Written exercise: Collect every line that includes the string "this".

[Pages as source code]
------
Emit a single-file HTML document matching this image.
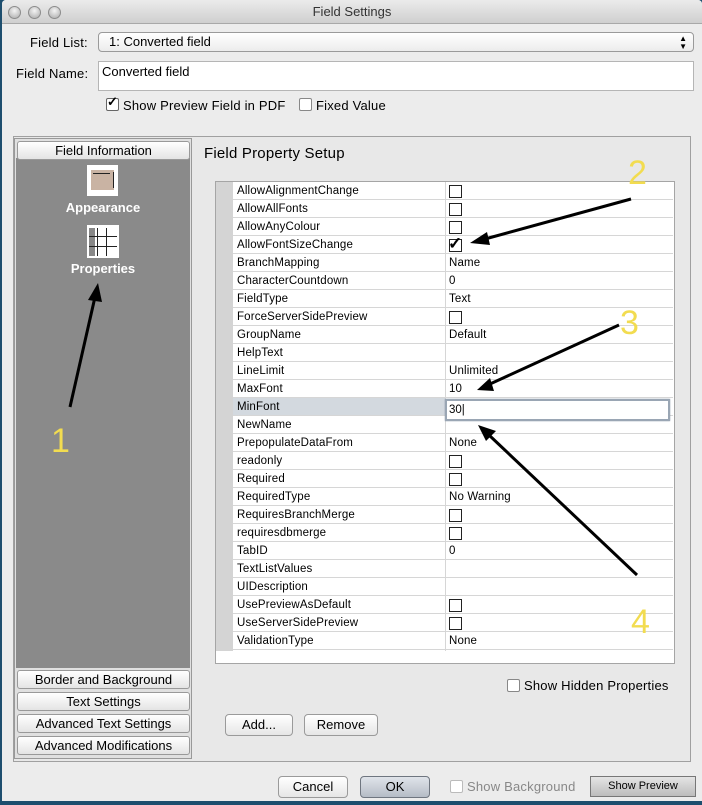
<!DOCTYPE html>
<html><head><meta charset="utf-8"><style>
*{margin:0;padding:0;box-sizing:border-box}
body{width:702px;height:805px;overflow:hidden;background:#1d4e6e;font-family:"Liberation Sans",sans-serif;position:relative;color:#000}
.a{position:absolute}
#win{left:2px;top:0;width:700px;height:801px;background:#ececec;border-radius:4px 4px 0 0}
#title{left:2px;top:0;width:700px;height:24px;background:linear-gradient(#ebebeb,#cfcfcf);border-bottom:1px solid #a8a8a8;border-radius:4px 4px 0 0;text-align:center;font-size:13px;line-height:24px;color:#333}
.tl{width:13px;height:13px;border-radius:50%;background:radial-gradient(circle at 50% 35%,#f4f4f4,#a9a9a9);border:1px solid #8c8c8c;top:6px}
.lbl{font-size:13px;letter-spacing:.2px}
.btn{background:linear-gradient(#fff,#e6e6e6);border:1px solid #9a9a9a;border-radius:4px;font-size:13px;text-align:center}
.cb{width:12px;height:12px;border:1px solid #888;border-radius:2px;background:#fff}
.row{position:absolute;left:233px;width:440px;height:18px;border-bottom:1px solid #d6d6d6;font-size:11.5px;line-height:19px;letter-spacing:.15px}
.row span{position:absolute;left:4px}
.row .v{left:216px}
.row .bx{position:absolute;left:216px;top:3px;width:13px;height:13px;border:1px solid #222;background:#fff}
.side{background:linear-gradient(#fff,#e4e4e4);border:1px solid #999;border-radius:3px;left:17px;width:173px;height:19px;font-size:13px;text-align:center;line-height:18px}
.num{font-size:34px;color:#f2dc50;font-family:"Liberation Sans",sans-serif}
</style></head><body>
<div id="win" class="a"></div>
<div id="title" class="a">Field Settings</div>
<div class="a tl" style="left:8px"></div>
<div class="a tl" style="left:28px"></div>
<div class="a tl" style="left:48px"></div>

<div class="a lbl" style="left:30px;top:35px">Field List:</div>
<div class="a" style="left:98px;top:32px;width:596px;height:20px;border:1px solid #9a9a9a;border-radius:4px;background:linear-gradient(#fff,#ececec);font-size:13px;line-height:18px;padding-left:10px">1: Converted field<span style="position:absolute;right:6px;font-size:8px;line-height:8px;top:2px">▲<br>▼</span></div>
<div class="a lbl" style="left:16px;top:66px">Field Name:</div>
<div class="a" style="left:98px;top:61px;width:596px;height:30px;border:1px solid #b5b5b5;background:#fff;font-size:13px;padding:2px 3px">Converted field</div>
<div class="a cb" style="left:106px;top:98px;width:13px;height:13px;border-color:#666"></div>
<div class="a" style="left:107px;top:94px;font-size:13px;font-weight:bold">✓</div>
<div class="a lbl" style="left:123px;top:98px">Show Preview Field in PDF</div>
<div class="a cb" style="left:299px;top:98px;width:13px;height:13px"></div>
<div class="a lbl" style="left:316px;top:98px">Fixed Value</div>

<div class="a" style="left:13px;top:136px;width:678px;height:626px;border:1px solid #a0a0a0;background:#e8e8e8"></div>
<div class="a" style="left:14px;top:138px;width:178px;height:621px;border:1px solid #999;background:#e0e0e0"></div>
<div class="a" style="left:16px;top:158px;width:174px;height:510px;background:#8a8a8a"></div>
<div class="a side" style="top:141px">Field Information</div>
<div class="a" style="left:87px;top:165px;width:31px;height:31px;background:#fff"></div>
<div class="a" style="left:91px;top:170px;width:23px;height:20px;background:#c9b3a3"></div>
<div class="a" style="left:93px;top:173px;width:17px;height:1px;background:#222"></div>
<div class="a" style="left:113px;top:172px;width:1px;height:16px;background:#222"></div>
<div class="a" style="left:16px;top:200px;width:174px;text-align:center;color:#fff;font-weight:bold;font-size:13px">Appearance</div>
<div class="a" style="left:87px;top:225px;width:32px;height:33px;background:#fff"></div>
<div class="a" style="left:89px;top:228px;width:6px;height:28px;background:#888"></div>
<div class="a" style="left:97px;top:228px;width:1px;height:28px;background:#222"></div>
<div class="a" style="left:106px;top:228px;width:1px;height:28px;background:#222"></div>
<div class="a" style="left:89px;top:236px;width:28px;height:1px;background:#222"></div>
<div class="a" style="left:89px;top:246px;width:28px;height:1px;background:#222"></div>
<div class="a" style="left:16px;top:261px;width:174px;text-align:center;color:#fff;font-weight:bold;font-size:13px">Properties</div>
<div class="a side" style="top:670px">Border and Background</div>
<div class="a side" style="top:692px">Text Settings</div>
<div class="a side" style="top:714px">Advanced Text Settings</div>
<div class="a side" style="top:736px">Advanced Modifications</div>

<div class="a" style="left:204px;top:145px;font-size:15px;letter-spacing:.2px">Field Property Setup</div>
<div class="a" style="left:215px;top:181px;width:460px;height:483px;border:1px solid #a5a5a5;background:#fff"></div>
<div class="a" style="left:216px;top:182px;width:17px;height:469px;background:#d4d4d4"></div>
<div class="a" style="left:445px;top:182px;width:1px;height:469px;background:#d6d6d6"></div>
<div class="a" style="left:233px;top:398px;width:212px;height:18px;background:#d3d9df"></div>

<div class="row" style="top:182px"><span>AllowAlignmentChange</span><i class="bx"></i></div>
<div class="row" style="top:200px"><span>AllowAllFonts</span><i class="bx"></i></div>
<div class="row" style="top:218px"><span>AllowAnyColour</span><i class="bx"></i></div>
<div class="row" style="top:236px"><span>AllowFontSizeChange</span><i class="bx"></i><b style="position:absolute;left:215px;top:-2px;font-size:17px;line-height:20px">✓</b></div>
<div class="row" style="top:254px"><span>BranchMapping</span><span class="v">Name</span></div>
<div class="row" style="top:272px"><span>CharacterCountdown</span><span class="v">0</span></div>
<div class="row" style="top:290px"><span>FieldType</span><span class="v">Text</span></div>
<div class="row" style="top:308px"><span>ForceServerSidePreview</span><i class="bx"></i></div>
<div class="row" style="top:326px"><span>GroupName</span><span class="v">Default</span></div>
<div class="row" style="top:344px"><span>HelpText</span></div>
<div class="row" style="top:362px"><span>LineLimit</span><span class="v">Unlimited</span></div>
<div class="row" style="top:380px"><span>MaxFont</span><span class="v">10</span></div>
<div class="row" style="top:398px"><span>MinFont</span></div>
<div class="row" style="top:416px"><span>NewName</span></div>
<div class="row" style="top:434px"><span>PrepopulateDataFrom</span><span class="v">None</span></div>
<div class="row" style="top:452px"><span>readonly</span><i class="bx"></i></div>
<div class="row" style="top:470px"><span>Required</span><i class="bx"></i></div>
<div class="row" style="top:488px"><span>RequiredType</span><span class="v">No Warning</span></div>
<div class="row" style="top:506px"><span>RequiresBranchMerge</span><i class="bx"></i></div>
<div class="row" style="top:524px"><span>requiresdbmerge</span><i class="bx"></i></div>
<div class="row" style="top:542px"><span>TabID</span><span class="v">0</span></div>
<div class="row" style="top:560px"><span>TextListValues</span></div>
<div class="row" style="top:578px"><span>UIDescription</span></div>
<div class="row" style="top:596px"><span>UsePreviewAsDefault</span><i class="bx"></i></div>
<div class="row" style="top:614px"><span>UseServerSidePreview</span><i class="bx"></i></div>
<div class="row" style="top:632px"><span>ValidationType</span><span class="v">None</span></div>
<div class="a" style="left:445px;top:399px;width:225px;height:22px;border:2px solid #9aa6b4;background:#fff;font-size:11.5px;line-height:18px;padding-left:2px;box-shadow:0 0 1px #6d7e92">30|</div>

<div class="a cb" style="left:507px;top:679px;width:13px;height:13px"></div>
<div class="a lbl" style="left:524px;top:678px">Show Hidden Properties</div>
<div class="a btn" style="left:225px;top:714px;width:68px;height:22px;line-height:20px">Add...</div>
<div class="a btn" style="left:304px;top:714px;width:74px;height:22px;line-height:20px">Remove</div>

<div class="a btn" style="left:278px;top:776px;width:70px;height:22px;line-height:20px">Cancel</div>
<div class="a btn" style="left:360px;top:776px;width:70px;height:22px;line-height:20px;background:linear-gradient(#e0e4ea,#b5bcc6);border-color:#6f7680">OK</div>
<div class="a cb" style="left:450px;top:780px;width:13px;height:13px;border-color:#bbb"></div>
<div class="a lbl" style="left:467px;top:779px;color:#888">Show Background</div>
<div class="a" style="left:590px;top:776px;width:106px;height:21px;background:linear-gradient(#e4e4e4,#bdbdbd);border:1px solid #777;font-size:11px;text-align:center;line-height:19px">Show Preview</div>

<div class="a num" style="left:51px;top:422px">1</div>
<div class="a num" style="left:628px;top:154px">2</div>
<div class="a num" style="left:620px;top:304px">3</div>
<div class="a num" style="left:631px;top:603px">4</div>
<svg class="a" style="left:0;top:0" width="702" height="805">
<g stroke="#000" stroke-width="3" fill="none">
<line x1="70" y1="407" x2="95" y2="297"/>
<line x1="631" y1="199" x2="485" y2="239"/>
<line x1="619" y1="325" x2="490" y2="384"/>
<line x1="637" y1="575" x2="490" y2="436"/>
</g>
<g fill="#000">
<polygon points="98,283 88,300 102,302"/>
<polygon points="470,243 487,232 490,245"/>
<polygon points="477,390 490,378 494,391"/>
<polygon points="478,425 496,431 486,441"/>
</g>
</svg>
</body></html>
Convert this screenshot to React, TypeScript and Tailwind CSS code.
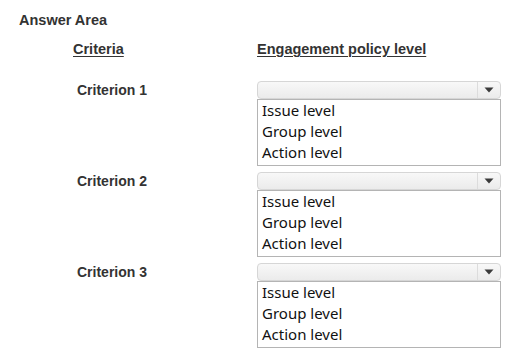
import React from "react";

const options = ["Issue level", "Group level", "Action level"];

function Dropdown() {
  return (
    <div className="flex flex-col w-[244px]">
      <div className="h-[18px] flex rounded-[4px] border border-[#d6d6d6] bg-gradient-to-b from-[#f8f8f8] to-[#ebebeb]">
        <div className="flex-1" />
        <div className="w-[23px] border-l border-[#dcdcdc] flex items-center justify-center">
          <svg width="10" height="6" viewBox="0 0 10 6">
            <polygon points="0.5,0.5 9.5,0.5 5,5.5" fill="#3a3a3a" />
          </svg>
        </div>
      </div>
      <div className="h-[67px] border border-[#b4b4b4] bg-white pl-[4px] pb-[2px] text-[15px] leading-[21px] text-[#111] [font-family:'Noto_Sans',sans-serif]">
        {options.map((o) => (
          <div key={o}>{o}</div>
        ))}
      </div>
    </div>
  );
}

export default function App() {
  const rows = ["Criterion 1", "Criterion 2", "Criterion 3"];
  return (
    <div className="w-[524px] h-[363px] bg-white overflow-hidden [font-family:'Liberation_Sans',Arial,sans-serif] text-[#333]">
      <div className="pt-[12px] pl-[19px] text-[14.5px] leading-[17px] font-bold">Answer Area</div>
      <div className="mt-[12px] flex text-[14.5px] leading-[17px] font-bold">
        <div className="w-[257px] pl-[73px]">
          <span className="underline underline-offset-[2px]">Criteria</span>
        </div>
        <div>
          <span className="underline underline-offset-[2px]">Engagement policy level</span>
        </div>
      </div>
      <div className="mt-[23px] flex flex-col gap-[6px]">
        {rows.map((r) => (
          <div key={r} className="flex">
            <div className="w-[257px] pl-[77px] h-[19px] flex items-center text-[14px] font-bold">{r}</div>
            <Dropdown />
          </div>
        ))}
      </div>
    </div>
  );
}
------
Solved problem:
Emit a single-file HTML document matching this image.
Convert this screenshot to React, TypeScript and Tailwind CSS code.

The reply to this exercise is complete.